Nikolaos Dergiades - Let ABC be a triangle and A'B'C', A"B"C" the pedal triangles

of two isogonal conjugate points P,P*.

Denote:

Ha := The orthocenter of A'B"C"

Hb := The orthocenter of B'C"A"

Hc := The orthocenter of C'A"B"

Are the triangles ABC, HaHbHc perspective + parallelogic + orthologic

for all P's? (If no, then for which P's are they?)

Perspector, and parallelo/orthologic centers ?

Antreas - Dear Antreas
> Let ABC be a triangle and A'B'C', A"B"C" the pedal triangles

ABC and HaHbHc are indirectly similar; hence, they are parallelogic and orthologic (two of the centers are upon the circumcircle of ABC, the two other ones upon the circumcircle of HaHbHc)

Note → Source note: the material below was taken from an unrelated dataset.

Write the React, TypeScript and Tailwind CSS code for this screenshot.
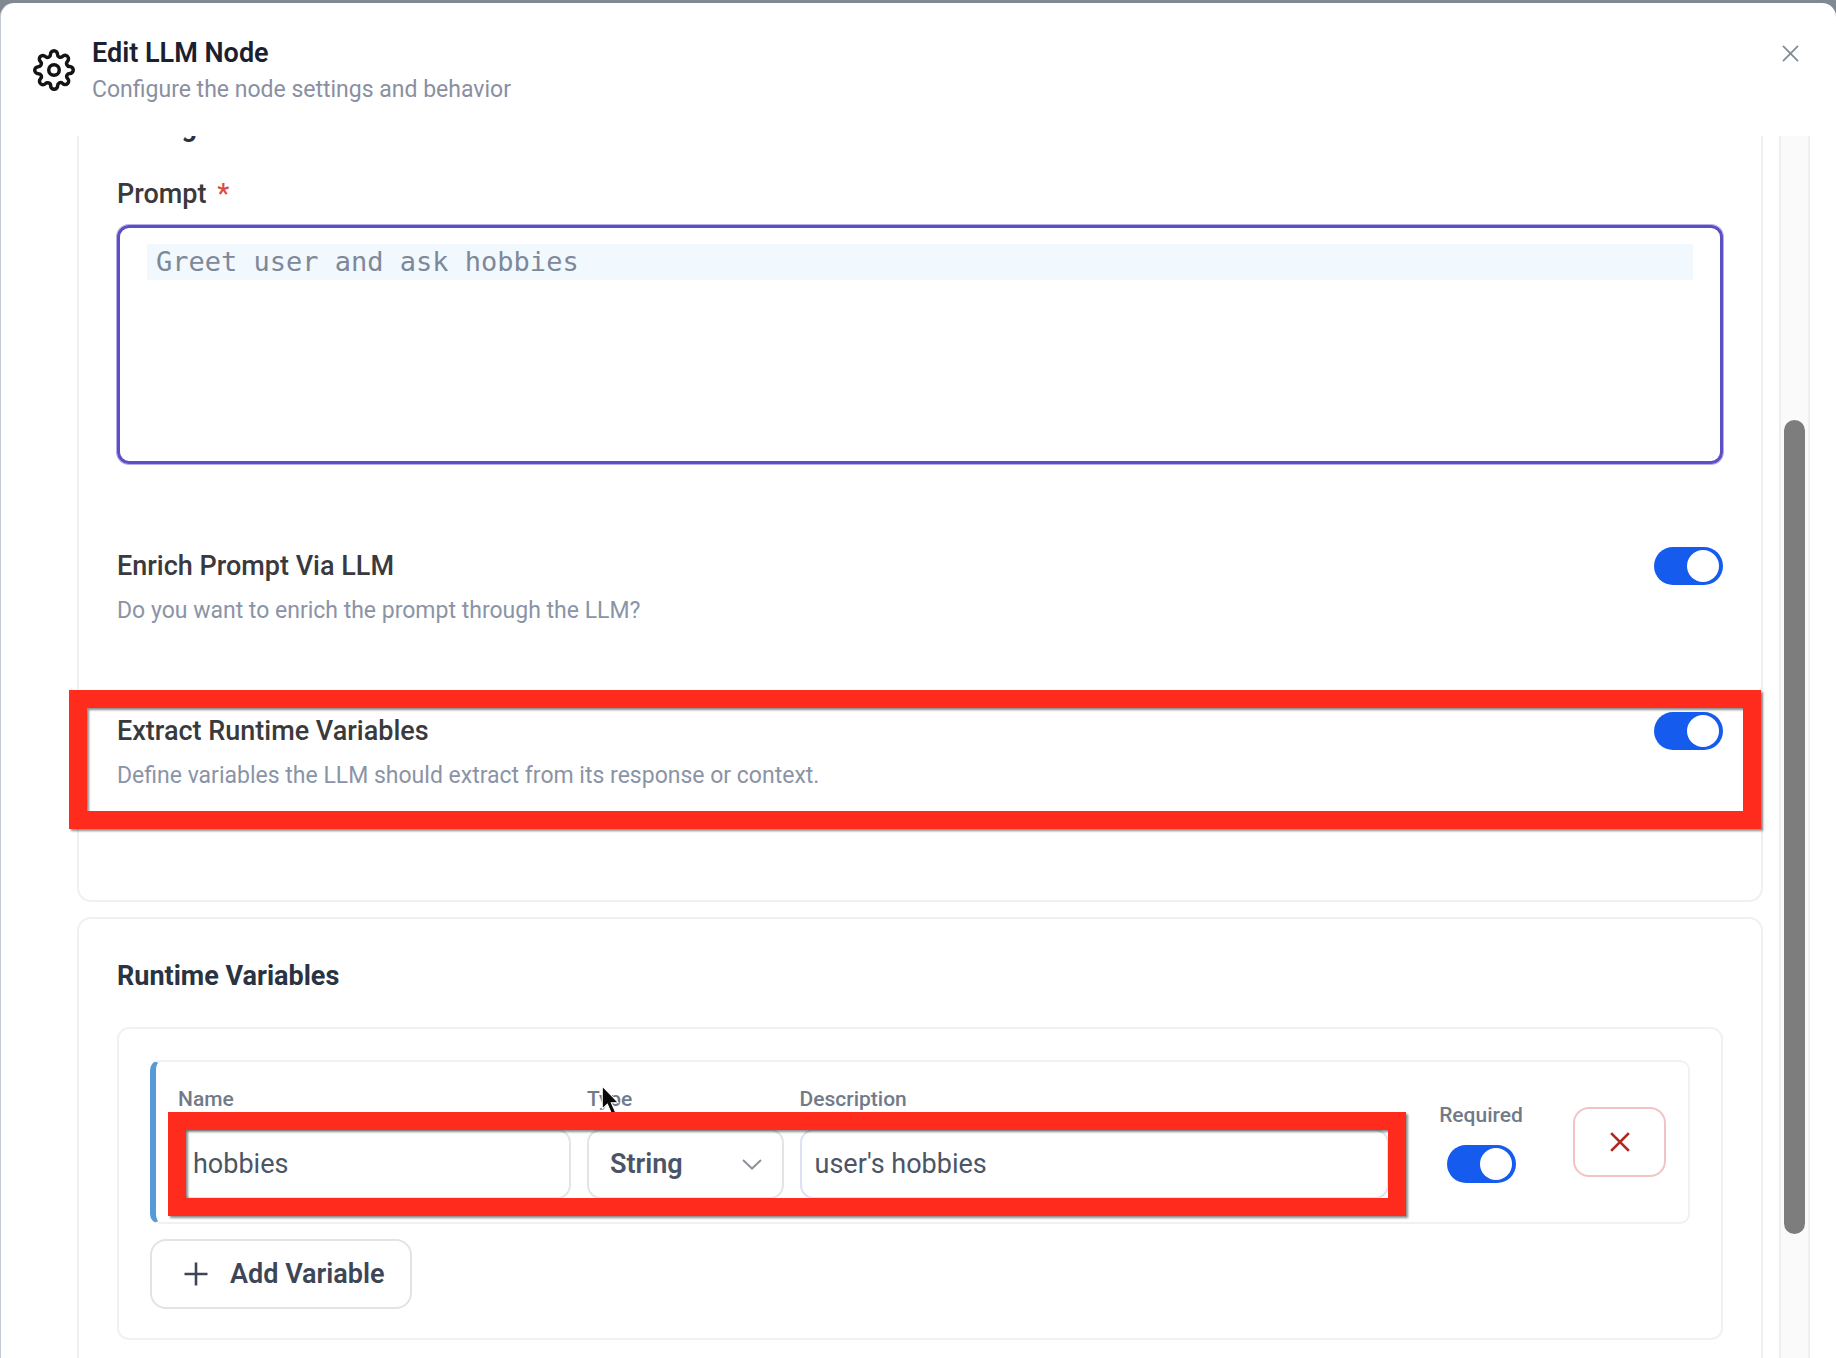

> of two isogonal conjugate points P,P*.

>

> Denote:

>

> Ha := The orthocenter of A'B"C"

>

> Hb := The orthocenter of B'C"A"

>

> Hc := The orthocenter of C'A"B"

>

> Are the triangles ABC, HaHbHc perspective + parallelogic + orthologic

> for all P's? (If no, then for which P's are they?)

>

> Perspector, and parallelo/orthologic centers ?

I think that they are perspective only when P lies on the Neuberg cubic.

Friendly. Jean-Pierre - Let ABC be a triangle, P = (x:y:z) a point and A'B'C' the

cevian triangle of P.

Denote:

Ab := BC /\ (perpendicular from A to BB')

Ac:= BC /\ (perpendicular from A to CC')

Similarly Bc, Ba and Ca, Cb.

Let A*, B*, C* be the orthocenters of AAbAc, BBcBa, CCaCb resp.

ABC, A*B*C* are orthologic by construction.

Which is the other than H orthologic center?

If P = I, then the orth. center lies on the circumcircle of ABC.

Which is the locus of P such that the other orthologic

center is on the circumcircle of ABC?

Antreas